Drilling and Our Collective Madness [Victor Davis Hanson]
There is something pathetic about Americans begging the House of Saud to produce another 300,000-500,000 barrels of oil per day, while in mindless fashion repeating the mantra, “We can’t drill our way out of this problem” — as if anyone suggested absolute oil independence was the goal rather than more supply to deflate tight conditions that encourage speculation. Americans, who invented the oil industry, are beginning to resemble H.G. Wells’ Eloi in our refined paralysis.
Exploration and oil production are an issue that is absolutely explosive for Democrats, given their perennial resistance to ANWR, coastal and deep ocean drilling, tar sands, shale, liquid coal, and nuclear. And the irony is that their opposition to drilling — dismissing each potential find or field with the reductionist “it would be only 500,000 barrels,” “a mere million barrels,” or “just a few cents off a gallon of gas” — is classically illiberal to the point of either callousness or abject madness.
Consider:
(1) Social Justice: The poorer, inordinately in far cheaper 2nd-hand used gas guzzlers, who have less access to pricey new hybrids and imported small cars, are hurt the most, especially those in rural communities without mass transit.
(2) The Environment: Given the demands of two billion users in China and India, the world is going to go after oil, whether we like it or not. U.S. oil companies and American environmental legislation are the most ecologically friendly in the world. Each time we refuse to pump a barrel of oil, someone else in this fungible market will — and with far less concern for the health of planet Earth. Again, there is something appalling in de facto saying to others — “Drill off your coasts and in your fragile deserts and beside your lakes so I can fuel my Lexus SUV and Volvo — and cherish the comforting thought I would never do that in my ANWR.”
(3) National Security: At $140 a barrel of oil we have little influence in warning the world about Iranian nukes, or Middle-East money leaking to Islamic terrorists, or Saudi-funded madrassas, or the cynicism of Hugo Chavez or Russian strong-arm tactics toward Europe; at less than $50 the world begins to appear far less dangerous and far more rational.
(4) Financial Sanity: U.S. exporters are doing brilliantly, with help from a weak dollar, but our efforts to produce and sell abroad are increasingly all for naught, given the enormous cost of imported oil. Each time we invest American know-how and expertise in selling abroad a skip-loader or bushel of wheat or new software program that once explained our national wealth, we simply buy another barrel of foreign oil at $140 that often costs the far-less-adept less than $5 to pump. In contrast, the tens of billions we would save by even shaving 3 to 4 million barrels per day from our imported appetites would radically redefine both our trade balances and the dollar.
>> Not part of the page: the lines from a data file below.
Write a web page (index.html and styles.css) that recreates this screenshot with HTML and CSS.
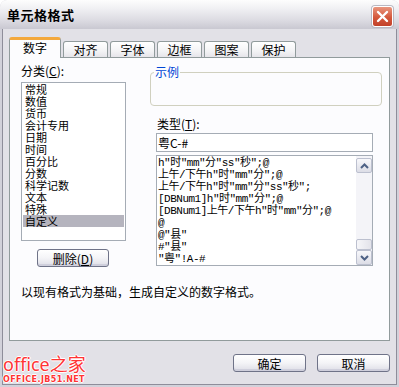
FILE: index.html
```html
<!DOCTYPE html>
<html lang="zh-CN">
<head>
  <meta charset="UTF-8" />
  <title>单元格格式</title>
  <link rel="stylesheet" href="styles.css">
</head>
<body>
  <div class="window">
    <div class="titlebar">
      <span class="title">单元格格式</span>
      <button class="close" title="关闭">
        <svg width="13" height="13" viewBox="0 0 13 13">
          <path d="M2 2 L11 11 M11 2 L2 11" stroke="#fff" stroke-width="2.4" stroke-linecap="round" fill="none"/>
        </svg>
      </button>
    </div>

    <div class="dialog">
      <div class="tabs">
        <div class="tab active">数字</div>
        <div class="tab">对齐</div>
        <div class="tab">字体</div>
        <div class="tab">边框</div>
        <div class="tab">图案</div>
        <div class="tab">保护</div>
      </div>

      <div class="panel">
        <div class="cols">
          <div class="left">
            <div class="label">分类(<u>C</u>):</div>
            <ul class="list">
              <li>常规</li>
              <li>数值</li>
              <li>货币</li>
              <li>会计专用</li>
              <li>日期</li>
              <li>时间</li>
              <li>百分比</li>
              <li>分数</li>
              <li>科学记数</li>
              <li>文本</li>
              <li>特殊</li>
              <li class="selected">自定义</li>
            </ul>
            <button class="btn del">删除(<u>D</u>)</button>
          </div>

          <div class="right">
            <fieldset class="sample">
              <legend>示例</legend>
            </fieldset>
            <div class="field">
              <div class="label">类型(<u>T</u>):</div>
              <div class="input">粤C-#</div>
              <div class="formats">
                <ul class="format-list">
                  <li>h"时"mm"分"ss"秒";@</li>
                  <li>上午/下午h"时"mm"分";@</li>
                  <li>上午/下午h"时"mm"分"ss"秒";</li>
                  <li>[DBNum1]h"时"mm"分";@</li>
                  <li>[DBNum1]上午/下午h"时"mm"分";@</li>
                  <li>@</li>
                  <li>@"县"</li>
                  <li>#"县"</li>
                  <li>"粤"!A-#</li>
                </ul>
                <div class="scrollbar">
                  <div class="arrow">
                    <svg width="9" height="6" viewBox="0 0 9 6"><path d="M1 5 L4.5 1.5 L8 5" stroke="#4d6185" stroke-width="2" fill="none"/></svg>
                  </div>
                  <div class="track"><div class="thumb"></div></div>
                  <div class="arrow">
                    <svg width="9" height="6" viewBox="0 0 9 6"><path d="M1 1 L4.5 4.5 L8 1" stroke="#4d6185" stroke-width="2" fill="none"/></svg>
                  </div>
                </div>
              </div>
            </div>
          </div>
        </div>
        <p class="hint">以现有格式为基础，生成自定义的数字格式。</p>
      </div>

      <div class="footer">
        <div class="logo">
          <div class="logo-main">office之家</div>
          <div class="logo-sub">OFFICE.JB51.NET</div>
        </div>
        <button class="btn">确定</button>
        <button class="btn">取消</button>
      </div>
    </div>
  </div>
</body>
</html>
```

FILE: styles.css
```css
body {
  margin: 0;
  font-family: "Noto Sans CJK SC", "Noto Sans", sans-serif;
  font-size: 12px;
  color: #000;
  background: #fff;
}

ul {
  list-style: none;
  margin: 0;
  padding: 0;
}

u {
  text-decoration: underline;
}

.window {
  width: 399px;
  height: 387px;
  box-sizing: border-box;
  padding: 0 2px 2px;
  background: #d2d1da;
  border-radius: 7px 7px 0 0;
  display: flex;
  flex-direction: column;
}

.titlebar {
  height: 30px;
  margin: 0 -2px;
  padding: 0 6px 0 7px;
  box-sizing: border-box;
  display: flex;
  align-items: center;
  justify-content: space-between;
  border-radius: 7px 7px 0 0;
  background: linear-gradient(#fdfdfd, #f0f0f3 30%, #dcdbe2 70%, #c9c8d1);
}

.title {
  font-weight: bold;
  font-size: 13px;
  letter-spacing: 0.5px;
}

.close {
  width: 21px;
  height: 21px;
  margin-top: 4px;
  padding: 0;
  border: 1px solid #fff;
  border-radius: 3px;
  background: linear-gradient(#e9967e, #d4583c 55%, #c2412a);
  display: flex;
  align-items: center;
  justify-content: center;
  box-shadow: 0 0 0 1px #b9b8c2;
}

.dialog {
  flex: 1;
  border: 1px solid #8e8d9a;
  border-top: 0;
  background: #e2e1e7;
  padding: 8px 6px 0;
  display: flex;
  flex-direction: column;
}

.tabs {
  height: 20px;
  display: flex;
  align-items: flex-end;
}

.tab {
  width: 45px;
  height: 16px;
  box-sizing: border-box;
  margin-left: 2px;
  border: 1px solid #919b9c;
  border-bottom: 0;
  border-radius: 3px 3px 0 0;
  background: linear-gradient(#ffffff, #f3f3f5 60%, #e6e5ea);
  text-align: center;
  line-height: 15px;
}

.tab.active {
  width: 52px;
  height: 21px;
  margin-left: 0;
  margin-bottom: -1px;
  background: #fcfcfe;
  border-top: 3px solid #f3a83c;
  position: relative;
  z-index: 2;
  line-height: 16px;
}

.panel {
  height: 284px;
  box-sizing: border-box;
  border: 1px solid #919b9c;
  background: #fcfcfe;
  padding: 6px 0 0 11px;
}

.cols {
  display: flex;
}

.left {
  width: 105px;
  display: flex;
  flex-direction: column;
  align-items: flex-start;
}

.label {
  line-height: 14px;
}

.list {
  width: 105px;
  height: 159px;
  box-sizing: border-box;
  margin-top: 4px;
  border: 1px solid #a5acb5;
  background: #fff;
  padding: 0 1px;
}

.list li {
  font-size: 11px;
  line-height: 12px;
  padding-left: 2px;
}

.list li.selected {
  background: #b5b4be;
}

.btn {
  width: 73px;
  height: 18px;
  padding: 0;
  border: 1px solid #6f7388;
  border-radius: 3px;
  background: linear-gradient(#ffffff, #f4f4f7 50%, #dddde6);
  box-shadow: inset 0 -2px 0 #cfcfdc;
  font-family: inherit;
  font-size: 12px;
  line-height: 15px;
  color: #000;
}

.del {
  width: 72px;
  margin: 8px 0 0 16px;
}

.right {
  width: 232px;
  margin-left: 24px;
}

.sample {
  height: 41px;
  box-sizing: border-box;
  margin: 1px 0 0;
  padding: 0;
  border: 1px solid #d0d0bf;
  border-radius: 4px;
}

.sample legend {
  margin-left: 3px;
  padding: 0 1px;
  line-height: 14px;
  color: #0046d5;
}

.field {
  margin: 11px 0 0 6px;
}

.field .label {
  padding-left: 1px;
}

.input {
  width: 217px;
  height: 19px;
  box-sizing: border-box;
  margin-top: 2px;
  border: 1px solid #a5acb5;
  background: #fff;
  padding-left: 1px;
  line-height: 17px;
}

.formats {
  width: 217px;
  height: 111px;
  box-sizing: border-box;
  margin-top: 3px;
  border: 1px solid #a5acb5;
  background: #fff;
  display: flex;
}

.format-list {
  flex: 1;
  overflow: hidden;
  padding: 1px 0 0 1px;
  white-space: nowrap;
  font-family: "Liberation Mono", "Noto Sans CJK SC", monospace;
  font-size: 11px;
  letter-spacing: -0.5px;
}

.format-list li {
  line-height: 12px;
}

.scrollbar {
  width: 16px;
  padding: 2px 0 0;
  background: #f4f4f8;
  display: flex;
  flex-direction: column;
}

.arrow {
  height: 15px;
  box-sizing: border-box;
  border: 1px solid #bcc0cf;
  border-radius: 2px;
  background: linear-gradient(#f8f8fb, #dcdde6);
  display: flex;
  align-items: center;
  justify-content: center;
}

.track {
  flex: 1;
  display: flex;
  flex-direction: column;
  justify-content: flex-end;
}

.thumb {
  height: 9px;
  border: 1px solid #bcc0cf;
  border-radius: 2px;
  background: linear-gradient(90deg, #f6f6f9, #e3e3ea);
}

.hint {
  margin: 18px 0 0;
  line-height: 14px;
}

.footer {
  margin-top: 13px;
  display: flex;
  align-items: flex-start;
  gap: 11px;
}

.logo {
  margin: 1px auto 0 -6px;
  color: #ff3434;
  text-shadow: 1px 0 #fff, -1px 0 #fff, 0 1px #fff, 0 -1px #fff;
}

.logo-main {
  font-family: "Noto Sans", "Noto Sans CJK SC", sans-serif;
  font-size: 18px;
  line-height: 18px;
}

.logo-sub {
  margin-top: 3px;
  font-family: "DejaVu Sans", sans-serif;
  font-weight: bold;
  font-size: 8px;
  line-height: 8px;
  letter-spacing: 0.4px;
}
```
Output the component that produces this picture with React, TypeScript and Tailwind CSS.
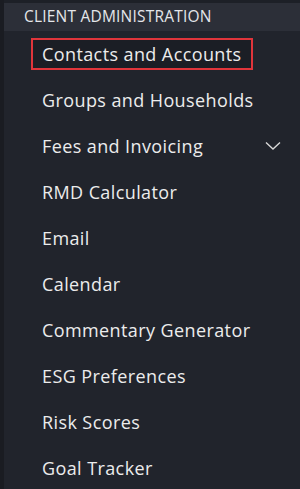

(5) Alternate Fuels/New Energies: No one is talking about more the return of Hummers and Escalades or a mythical $2 a gallon gas. Rather, with demand down, and the public aware that oil is finite and will remain tight, drilling provides a needed window to transition us to electrical plug-ins, biofuels, fuel cells, etc. without endangering our national security — or going broke or seeing a nuke go off in the Middle East.
(6) Food versus Fuel: I don’t understand in moral terms how worrying about the terrain in 2,000 acres in a multimillion-acre Alaska trumps diverting one-fifth to one-fourth of our corn acreage away from animal and human foods to produce transportation fuel. People worldwide are in dire straits, given rising food prices, while we, in anti-humanistic fashion, complain about the view from Santa Barbara or a herd on the tundra.
Our current stasis reminds me of Jack Hawkins last words in The Bridge Over the River Kwai — “Madness! Madness!”